Task: Write out every line below that includes the word "page".

BEGIN Record set

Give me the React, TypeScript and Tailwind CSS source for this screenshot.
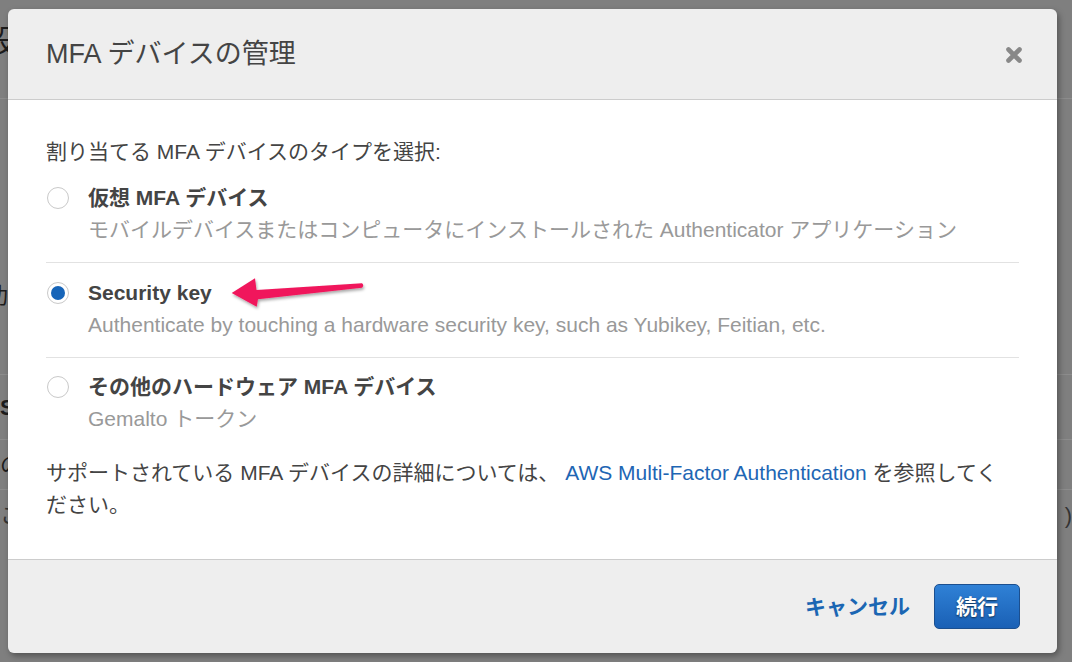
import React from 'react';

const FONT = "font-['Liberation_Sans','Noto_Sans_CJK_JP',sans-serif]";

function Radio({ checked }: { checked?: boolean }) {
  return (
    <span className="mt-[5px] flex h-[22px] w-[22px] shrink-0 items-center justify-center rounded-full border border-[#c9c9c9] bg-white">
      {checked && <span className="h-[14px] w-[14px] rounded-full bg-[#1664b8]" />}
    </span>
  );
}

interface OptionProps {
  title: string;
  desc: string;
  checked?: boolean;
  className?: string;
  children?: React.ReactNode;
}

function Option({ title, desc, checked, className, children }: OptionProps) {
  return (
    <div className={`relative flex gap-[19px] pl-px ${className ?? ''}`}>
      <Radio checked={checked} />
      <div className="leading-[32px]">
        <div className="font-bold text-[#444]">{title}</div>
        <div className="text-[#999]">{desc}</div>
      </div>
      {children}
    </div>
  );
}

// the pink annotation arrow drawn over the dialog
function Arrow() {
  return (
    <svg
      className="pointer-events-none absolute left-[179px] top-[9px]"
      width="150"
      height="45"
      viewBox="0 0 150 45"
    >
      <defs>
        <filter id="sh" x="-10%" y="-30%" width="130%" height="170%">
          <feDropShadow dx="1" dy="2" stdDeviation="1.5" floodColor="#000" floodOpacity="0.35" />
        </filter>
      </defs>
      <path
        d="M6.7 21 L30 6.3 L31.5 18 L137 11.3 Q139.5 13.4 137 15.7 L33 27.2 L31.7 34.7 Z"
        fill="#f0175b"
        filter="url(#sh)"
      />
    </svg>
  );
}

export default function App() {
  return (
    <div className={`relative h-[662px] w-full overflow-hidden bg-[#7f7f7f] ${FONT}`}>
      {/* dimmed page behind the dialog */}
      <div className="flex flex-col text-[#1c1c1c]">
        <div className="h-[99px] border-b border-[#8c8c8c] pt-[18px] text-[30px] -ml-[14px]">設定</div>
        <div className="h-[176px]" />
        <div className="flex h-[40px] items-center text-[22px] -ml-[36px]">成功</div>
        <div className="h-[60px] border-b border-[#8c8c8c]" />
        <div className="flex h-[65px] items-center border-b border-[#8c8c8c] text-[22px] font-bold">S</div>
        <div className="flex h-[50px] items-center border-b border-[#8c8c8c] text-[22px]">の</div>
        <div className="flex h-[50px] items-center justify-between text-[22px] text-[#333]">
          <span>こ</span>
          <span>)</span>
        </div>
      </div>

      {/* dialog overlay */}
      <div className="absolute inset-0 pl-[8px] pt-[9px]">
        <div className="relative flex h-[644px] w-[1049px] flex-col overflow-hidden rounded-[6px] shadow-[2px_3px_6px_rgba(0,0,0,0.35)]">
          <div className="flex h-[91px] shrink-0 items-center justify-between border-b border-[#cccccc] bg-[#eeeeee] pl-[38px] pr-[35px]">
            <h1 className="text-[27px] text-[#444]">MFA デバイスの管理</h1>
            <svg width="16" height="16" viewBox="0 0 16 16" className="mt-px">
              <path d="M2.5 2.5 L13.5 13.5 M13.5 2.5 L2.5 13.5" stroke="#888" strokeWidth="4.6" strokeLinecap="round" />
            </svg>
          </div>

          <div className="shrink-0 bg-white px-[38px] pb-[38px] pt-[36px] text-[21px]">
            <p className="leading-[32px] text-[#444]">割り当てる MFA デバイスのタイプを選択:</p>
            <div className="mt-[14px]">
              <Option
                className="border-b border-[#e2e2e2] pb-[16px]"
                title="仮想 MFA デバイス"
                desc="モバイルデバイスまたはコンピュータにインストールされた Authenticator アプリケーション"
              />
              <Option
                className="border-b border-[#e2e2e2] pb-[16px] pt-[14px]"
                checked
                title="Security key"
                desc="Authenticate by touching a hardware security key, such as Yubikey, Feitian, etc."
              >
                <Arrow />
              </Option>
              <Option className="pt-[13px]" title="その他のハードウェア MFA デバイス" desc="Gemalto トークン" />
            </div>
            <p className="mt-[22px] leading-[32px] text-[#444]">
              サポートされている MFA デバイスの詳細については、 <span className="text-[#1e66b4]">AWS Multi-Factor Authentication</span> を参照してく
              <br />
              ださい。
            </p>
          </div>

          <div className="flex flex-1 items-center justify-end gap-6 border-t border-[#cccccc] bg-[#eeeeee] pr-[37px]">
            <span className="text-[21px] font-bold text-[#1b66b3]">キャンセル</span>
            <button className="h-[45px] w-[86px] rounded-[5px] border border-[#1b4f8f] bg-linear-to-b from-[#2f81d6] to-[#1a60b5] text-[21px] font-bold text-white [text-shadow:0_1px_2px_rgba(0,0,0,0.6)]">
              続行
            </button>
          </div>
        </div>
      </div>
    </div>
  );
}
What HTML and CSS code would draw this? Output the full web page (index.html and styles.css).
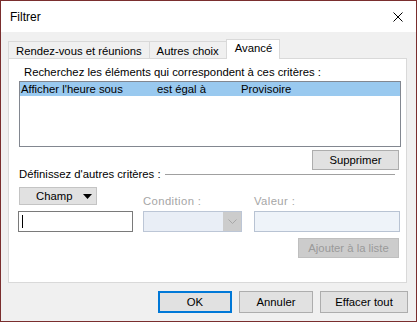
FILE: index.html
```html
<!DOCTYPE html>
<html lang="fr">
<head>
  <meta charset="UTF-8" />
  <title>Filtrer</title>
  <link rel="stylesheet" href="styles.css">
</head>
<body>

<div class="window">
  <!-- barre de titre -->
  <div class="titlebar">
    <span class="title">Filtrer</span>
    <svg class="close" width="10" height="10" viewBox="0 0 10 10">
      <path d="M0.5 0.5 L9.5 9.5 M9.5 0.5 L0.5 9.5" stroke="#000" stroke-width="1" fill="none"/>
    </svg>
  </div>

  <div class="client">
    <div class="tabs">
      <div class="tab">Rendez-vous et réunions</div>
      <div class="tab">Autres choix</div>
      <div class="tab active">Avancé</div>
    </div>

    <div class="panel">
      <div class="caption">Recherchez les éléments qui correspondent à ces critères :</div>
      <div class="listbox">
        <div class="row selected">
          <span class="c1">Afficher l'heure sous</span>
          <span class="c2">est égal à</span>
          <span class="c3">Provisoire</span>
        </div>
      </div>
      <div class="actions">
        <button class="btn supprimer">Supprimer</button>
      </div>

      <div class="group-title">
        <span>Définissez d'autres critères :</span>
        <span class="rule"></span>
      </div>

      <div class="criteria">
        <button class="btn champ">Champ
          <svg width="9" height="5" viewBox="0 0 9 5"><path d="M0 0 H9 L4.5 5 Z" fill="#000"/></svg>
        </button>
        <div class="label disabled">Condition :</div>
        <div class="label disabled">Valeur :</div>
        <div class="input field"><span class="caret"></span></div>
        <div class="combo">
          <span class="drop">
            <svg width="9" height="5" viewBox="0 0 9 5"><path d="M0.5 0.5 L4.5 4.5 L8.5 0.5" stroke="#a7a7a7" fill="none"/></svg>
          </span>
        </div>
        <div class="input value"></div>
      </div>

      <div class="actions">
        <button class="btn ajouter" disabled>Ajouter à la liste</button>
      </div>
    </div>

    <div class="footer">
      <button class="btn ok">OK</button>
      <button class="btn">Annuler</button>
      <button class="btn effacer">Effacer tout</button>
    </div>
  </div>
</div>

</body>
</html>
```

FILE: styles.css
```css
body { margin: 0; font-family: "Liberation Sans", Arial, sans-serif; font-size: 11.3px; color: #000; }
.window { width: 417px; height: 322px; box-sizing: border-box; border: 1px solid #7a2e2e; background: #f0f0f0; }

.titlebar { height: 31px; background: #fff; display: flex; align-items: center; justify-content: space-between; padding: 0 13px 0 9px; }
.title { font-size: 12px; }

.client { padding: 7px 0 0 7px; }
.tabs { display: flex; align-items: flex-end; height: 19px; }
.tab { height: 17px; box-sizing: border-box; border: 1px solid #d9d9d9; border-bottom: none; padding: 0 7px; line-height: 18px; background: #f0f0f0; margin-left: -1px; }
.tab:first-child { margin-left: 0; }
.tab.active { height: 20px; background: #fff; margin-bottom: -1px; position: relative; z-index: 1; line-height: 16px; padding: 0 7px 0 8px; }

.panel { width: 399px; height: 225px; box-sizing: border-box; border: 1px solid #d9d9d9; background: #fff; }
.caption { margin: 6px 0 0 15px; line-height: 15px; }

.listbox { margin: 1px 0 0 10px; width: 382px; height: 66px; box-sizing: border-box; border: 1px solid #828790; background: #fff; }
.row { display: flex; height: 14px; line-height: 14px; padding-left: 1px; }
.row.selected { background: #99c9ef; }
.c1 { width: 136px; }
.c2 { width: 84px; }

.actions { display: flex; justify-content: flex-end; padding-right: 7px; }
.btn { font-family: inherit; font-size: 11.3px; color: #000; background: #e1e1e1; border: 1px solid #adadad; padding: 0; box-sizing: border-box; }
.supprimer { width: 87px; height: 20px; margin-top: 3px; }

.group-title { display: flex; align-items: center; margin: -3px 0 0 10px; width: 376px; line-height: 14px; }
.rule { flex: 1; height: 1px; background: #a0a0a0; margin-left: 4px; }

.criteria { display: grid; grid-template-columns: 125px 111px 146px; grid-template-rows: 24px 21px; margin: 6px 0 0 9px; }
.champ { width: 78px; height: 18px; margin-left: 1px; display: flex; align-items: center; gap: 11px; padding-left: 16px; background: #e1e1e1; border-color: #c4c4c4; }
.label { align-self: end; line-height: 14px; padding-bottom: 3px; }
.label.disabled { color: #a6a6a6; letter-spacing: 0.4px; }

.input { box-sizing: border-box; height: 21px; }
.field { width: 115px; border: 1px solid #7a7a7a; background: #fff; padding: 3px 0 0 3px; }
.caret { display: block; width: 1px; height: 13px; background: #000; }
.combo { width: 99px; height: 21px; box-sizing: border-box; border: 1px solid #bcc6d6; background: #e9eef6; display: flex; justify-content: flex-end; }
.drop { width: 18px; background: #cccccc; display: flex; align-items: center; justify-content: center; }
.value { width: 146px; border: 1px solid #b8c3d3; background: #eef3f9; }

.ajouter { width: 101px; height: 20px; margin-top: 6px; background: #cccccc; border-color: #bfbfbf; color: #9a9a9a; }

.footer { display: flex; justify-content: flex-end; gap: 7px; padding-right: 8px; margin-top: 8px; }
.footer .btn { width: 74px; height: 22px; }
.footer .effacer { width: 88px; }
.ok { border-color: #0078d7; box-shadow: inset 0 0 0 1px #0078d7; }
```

END Record set

Result for this exercise:
      {/* dimmed page behind the dialog */}
What HTML and CSS code would draw this? Output the full web page (index.html and styles.css).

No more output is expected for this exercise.